The product is typically used by a defendant in a legal case to review documents, including e-mails, PowerPoints, Word files, etc. before handing them over in response to an discovery request. This cuts down the number of documents to be reviewed by lawyers and so cuts down their billable hours.
The software will group documents by similarity and pre-code them. It produces a 3 to 5 times speed up compared to people manually reviewing documents. The coding represents how responsive a document is to a discovery request and also whether it is privilieged or not. All responsive and non-privileged documents have to be delivered to the discovery lawyers.
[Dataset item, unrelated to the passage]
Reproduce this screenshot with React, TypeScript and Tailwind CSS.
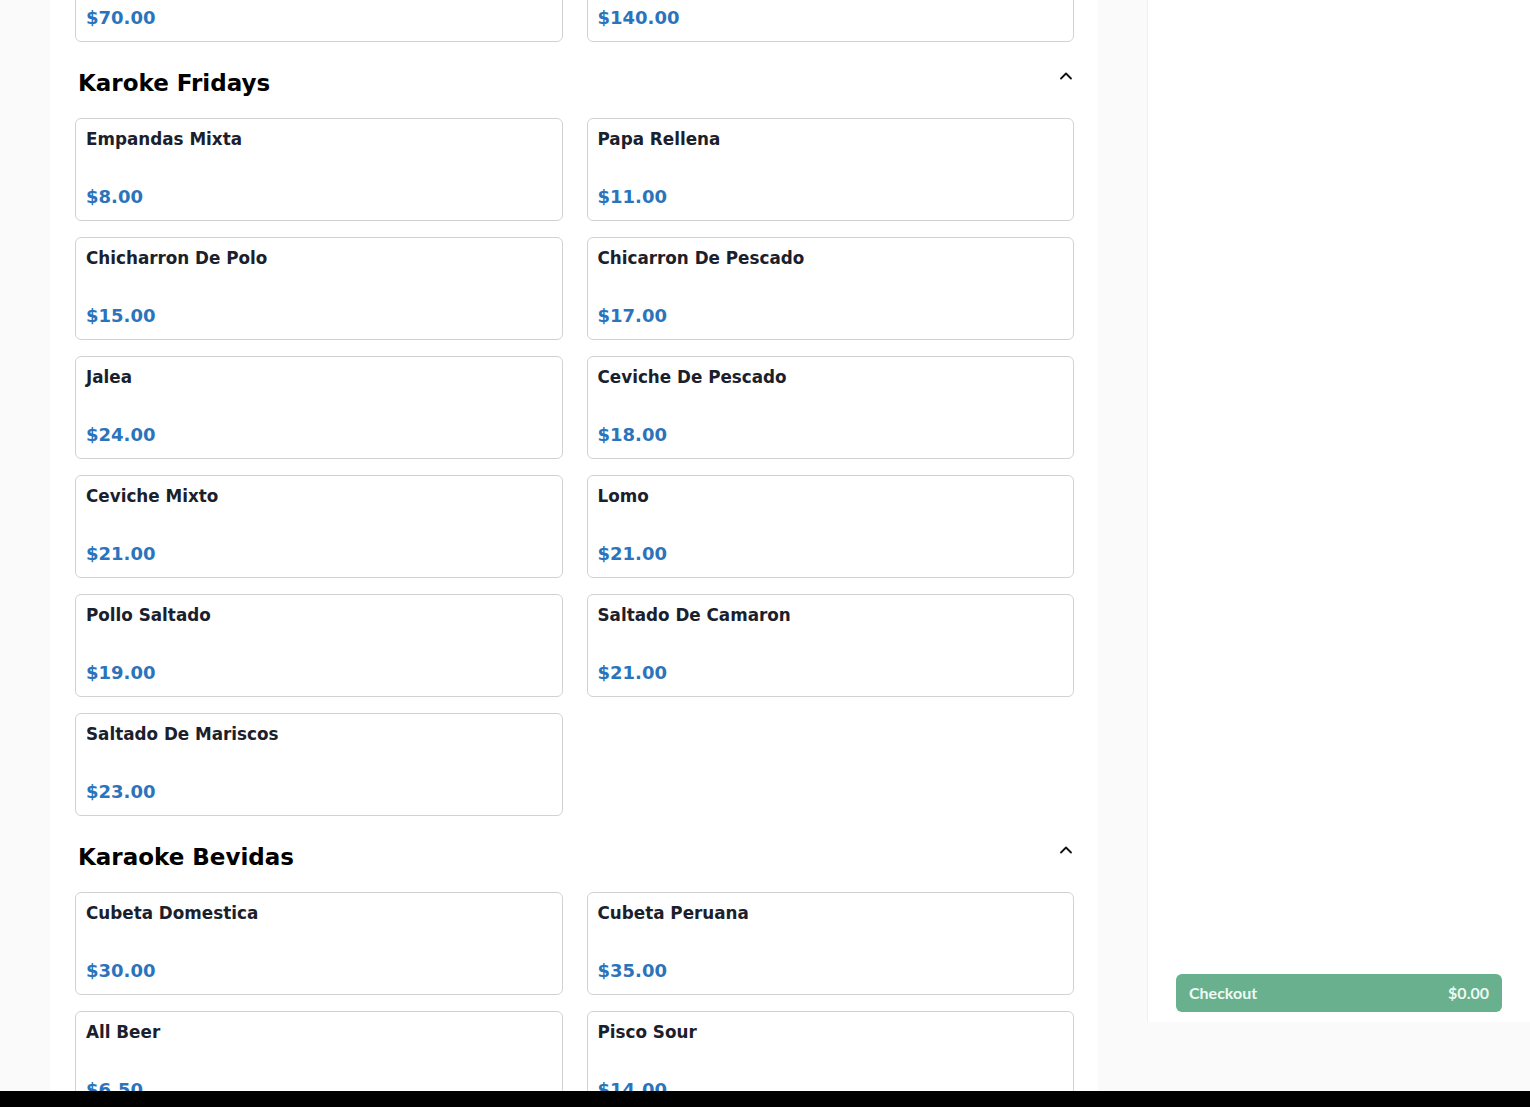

The responsiveness is a score based on statistical analysis of documents, which have relevant terms highlighted.
The basic idea is to cut down the number of documents delivered to the discovering lawyers, not to facilitate their search for material to help their case.
Puzicha says: “It’s the review process that’s driving the cost, not the hunt for a smoking gun.”
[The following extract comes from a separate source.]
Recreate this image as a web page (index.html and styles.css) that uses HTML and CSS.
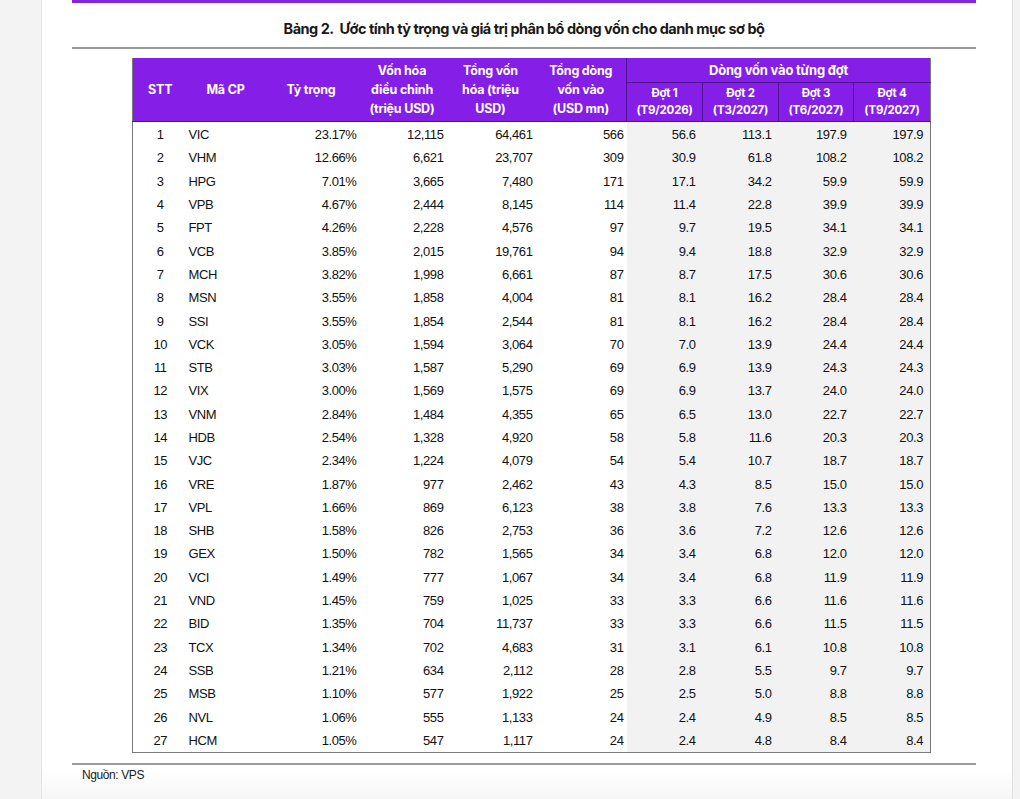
FILE: index.html
```html
<!DOCTYPE html>
<html lang="vi">
<head>
    <meta charset="UTF-8">
    <title>Bảng 2 - Phân bổ dòng vốn</title>
    <link rel="stylesheet" href="styles.css">
</head>
<body>
    <div class="page">
        <div class="content">
            <div class="top-bar"></div>
            <h1 class="title">Bảng 2.&nbsp; Ước tính tỷ trọng và giá trị phân bổ dòng vốn cho danh mục sơ bộ</h1>
            <div class="rule"></div>

            <table class="alloc">
                <colgroup>
                    <col style="width:55px"><col style="width:76px"><col style="width:95px">
                    <col style="width:87px"><col style="width:90px"><col style="width:91px">
                    <col style="width:76px"><col style="width:76px"><col style="width:75px"><col style="width:77px">
                </colgroup>
                <thead>
                    <tr class="h1">
                        <th rowspan="2">STT</th>
                        <th rowspan="2">Mã CP</th>
                        <th rowspan="2">Tỷ trọng</th>
                        <th rowspan="2">Vốn hóa<br>điều chỉnh<br>(triệu USD)</th>
                        <th rowspan="2">Tổng vốn<br>hóa (triệu<br>USD)</th>
                        <th rowspan="2">Tổng dòng<br>vốn vào<br>(USD mn)</th>
                        <th colspan="4" class="group">Dòng vốn vào từng đợt</th>
                    </tr>
                    <tr class="h2">
                        <th class="sub first">Đợt 1<br>(T9/2026)</th>
                        <th class="sub">Đợt 2<br>(T3/2027)</th>
                        <th class="sub">Đợt 3<br>(T6/2027)</th>
                        <th class="sub">Đợt 4<br>(T9/2027)</th>
                    </tr>
                </thead>
                <tbody id="rows"></tbody>
            </table>

            <div class="rule bottom"></div>
            <div class="source">Nguồn: VPS</div>
        </div>
    </div>

    <script>
        // STT, ma, ty trong, von hoa dc, tong von hoa, tong dong von, dot 1-4
        const data = [
            ['VIC', '23.17%', '12,115', '64,461', '566', '56.6', '113.1', '197.9', '197.9'],
            ['VHM', '12.66%', '6,621', '23,707', '309', '30.9', '61.8', '108.2', '108.2'],
            ['HPG', '7.01%', '3,665', '7,480', '171', '17.1', '34.2', '59.9', '59.9'],
            ['VPB', '4.67%', '2,444', '8,145', '114', '11.4', '22.8', '39.9', '39.9'],
            ['FPT', '4.26%', '2,228', '4,576', '97', '9.7', '19.5', '34.1', '34.1'],
            ['VCB', '3.85%', '2,015', '19,761', '94', '9.4', '18.8', '32.9', '32.9'],
            ['MCH', '3.82%', '1,998', '6,661', '87', '8.7', '17.5', '30.6', '30.6'],
            ['MSN', '3.55%', '1,858', '4,004', '81', '8.1', '16.2', '28.4', '28.4'],
            ['SSI', '3.55%', '1,854', '2,544', '81', '8.1', '16.2', '28.4', '28.4'],
            ['VCK', '3.05%', '1,594', '3,064', '70', '7.0', '13.9', '24.4', '24.4'],
            ['STB', '3.03%', '1,587', '5,290', '69', '6.9', '13.9', '24.3', '24.3'],
            ['VIX', '3.00%', '1,569', '1,575', '69', '6.9', '13.7', '24.0', '24.0'],
            ['VNM', '2.84%', '1,484', '4,355', '65', '6.5', '13.0', '22.7', '22.7'],
            ['HDB', '2.54%', '1,328', '4,920', '58', '5.8', '11.6', '20.3', '20.3'],
            ['VJC', '2.34%', '1,224', '4,079', '54', '5.4', '10.7', '18.7', '18.7'],
            ['VRE', '1.87%', '977', '2,462', '43', '4.3', '8.5', '15.0', '15.0'],
            ['VPL', '1.66%', '869', '6,123', '38', '3.8', '7.6', '13.3', '13.3'],
            ['SHB', '1.58%', '826', '2,753', '36', '3.6', '7.2', '12.6', '12.6'],
            ['GEX', '1.50%', '782', '1,565', '34', '3.4', '6.8', '12.0', '12.0'],
            ['VCI', '1.49%', '777', '1,067', '34', '3.4', '6.8', '11.9', '11.9'],
            ['VND', '1.45%', '759', '1,025', '33', '3.3', '6.6', '11.6', '11.6'],
            ['BID', '1.35%', '704', '11,737', '33', '3.3', '6.6', '11.5', '11.5'],
            ['TCX', '1.34%', '702', '4,683', '31', '3.1', '6.1', '10.8', '10.8'],
            ['SSB', '1.21%', '634', '2,112', '28', '2.8', '5.5', '9.7', '9.7'],
            ['MSB', '1.10%', '577', '1,922', '25', '2.5', '5.0', '8.8', '8.8'],
            ['NVL', '1.06%', '555', '1,133', '24', '2.4', '4.9', '8.5', '8.5'],
            ['HCM', '1.05%', '547', '1,117', '24', '2.4', '4.8', '8.4', '8.4']
        ];

        const tbody = document.getElementById('rows');
        data.forEach((r, i) => {
            const tr = document.createElement('tr');
            let html = `<td class="stt">${i + 1}</td><td class="code">${r[0]}</td>`;
            for (let k = 1; k < r.length; k++) {
                const cls = k >= 5 ? 'num shade' : 'num';
                html += `<td class="${cls}">${r[k]}</td>`;
            }
            tr.innerHTML = html;
            tbody.appendChild(tr);
        });
    </script>
</body>
</html>
```

FILE: styles.css
```css
html, body {
    margin: 0;
    padding: 0;
}
body {
    background-color: #f3f3f3;
    font-family: "Liberation Sans", Arial, sans-serif;
    color: #111;
}
.page {
    margin-left: 41px;
    width: 972px;
    height: 799px;
    background: linear-gradient(to bottom, #fff 0, #fff 770px, #f6f6f6 799px);
    border-left: 1px solid #e6e6e6;
    border-right: 1px solid #e0e0e0;
    box-sizing: border-box;
    overflow: hidden;
}
.content {
    margin-left: 30px;
    width: 904px;
}
.top-bar {
    height: 3px;
    background-color: #8224e3;
}
.title {
    margin: 0;
    height: 44px;
    line-height: 52px;
    text-align: center;
    font-family: Inter, "Noto Sans", sans-serif;
    font-size: 14.5px;
    font-weight: 700;
    letter-spacing: -0.5px;
    color: #1a1a1a;
}
.rule {
    height: 2px;
    background-color: #9a9a9a;
}
.alloc {
    margin: 9px 0 0 60px;
    border-collapse: collapse;
    table-layout: fixed;
    width: 798px;
    font-size: 13px;
    letter-spacing: -0.4px;
    border-left: 1px solid #7a7a7a;
    border-right: 1px solid #7a7a7a;
    border-bottom: 1px solid #7a7a7a;
}
.alloc th {
    background-color: #851ee7;
    color: #fff;
    font-family: Inter, "Noto Sans", sans-serif;
    font-weight: 700;
    font-size: 12.5px;
    letter-spacing: -0.2px;
    line-height: 19px;
    padding: 0;
    text-align: center;
    vertical-align: middle;
    border: none;
}
.alloc thead .h1 th {
    height: 24px;
}
.alloc thead .h1 th.group {
    font-size: 13px;
    border-left: 1px solid #4e1190;
    border-bottom: 1px solid #4e1190;
}
.alloc thead .h2 th {
    height: 38px;
    font-size: 11.5px;
    line-height: 17px;
    border-left: 1px solid #4e1190;
    border-bottom: 1px solid #4e1190;
}
.alloc thead .h1 th[rowspan] {
    border-bottom: 1px solid #4e1190;
}
.alloc tbody tr:first-child td {
    padding-top: 1px;
}
.alloc td {
    height: 23.3px;
    padding: 0 3px 0 0;
    white-space: nowrap;
}
.alloc td.stt {
    text-align: center;
    padding: 0;
}
.alloc td.code {
    text-align: left;
    padding-left: 1px;
}
.alloc td.num {
    text-align: right;
}
.alloc td.num:nth-child(3),
.alloc td.num:nth-child(4) {
    padding-right: 2px;
}
.alloc td.shade {
    background-color: #f2f2f2;
    padding-right: 7px;
}
.rule.bottom {
    margin-top: 10px;
}
.source {
    margin: 3px 0 0 10px;
    font-size: 12px;
    letter-spacing: -0.4px;
    color: #1a1a1a;
}
```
Does he see Autonomy Zantaz in his market? “We do. There is a bit of a cultural mis-match; Autonomy is a hard employer (whereas) Zantaz was a soft employer. People left Zantaz and joined Recommind.”
Returning to the lead role of the review process he said: “Zantaz hasn’t productised this (which is) odd. It’s 70 percent of eDiscovery costs.”
Recommind also has a litigation hold product for the collection and preservation of documents in the event of litigation. The technology is used to produce th smallest number of documents that need to be retained in an unaltered form and these are preserved or locked down, by being written to write-once-read-many (WORM) media for example. Typically access is limited to a company’s general counsel or that person’s delegates.
The need for litigation hold is a consequence of the rise and rise in litigation. Pharmaceutical companies are being sued around the globe. Lots of financial institutions are facing legal claims as a result of the US subprime mortgage and allied credit-crunch crisis. Puzicha says: “It’s only going to grow.”
E-mail filing and storage
A third product line is concerned with storing e-mails. Puzicha said: “It shares some of the same technology as search but the storage is standard filing with de-duplication -single instances – such as a signature. It’s our own de-duplication and is checksum-based, not being like Diligent or FalconStor de-dupe.”
The aim is for people to very quickly file e-mails with the Recommind software prompting them where to file it. For example, in a legal context e-mails would be stored by cases. Finance and HR would have different logical storage structures. This technique reduces the size of Exchange e-mail databases.
Recommind has potent technology to index and group documents, any kind of textual material, by using statistical analysis to discover relationships between documents and the ways they might be clustered together. It uses this technology to trawl through a company’s vast document store and produce a drilled-down set of documents in response to a discovery request. It also uses the same technology to build a locked down set of documents if a litigation hold is imposed by the courts.
A third use of the technology is, again, to reduce the size of a document store by intelligently filing e-mails in logical groups according to the context of the mail and by stripping out duplicated items such as signatures.
Recommind products can be viewed as intelligent searching and organising of enterprise content to minimise storage costs and reduce legal fees when faced with eDiscovery approaches. Traditionally, lawyers would sit down and strip mine a document repository. Recommind substitutes far more efficient follow-the-seam mining techniques and so stops client companies having to pay astronomical fees to lawyers engaged in the eDiscovery gold rush.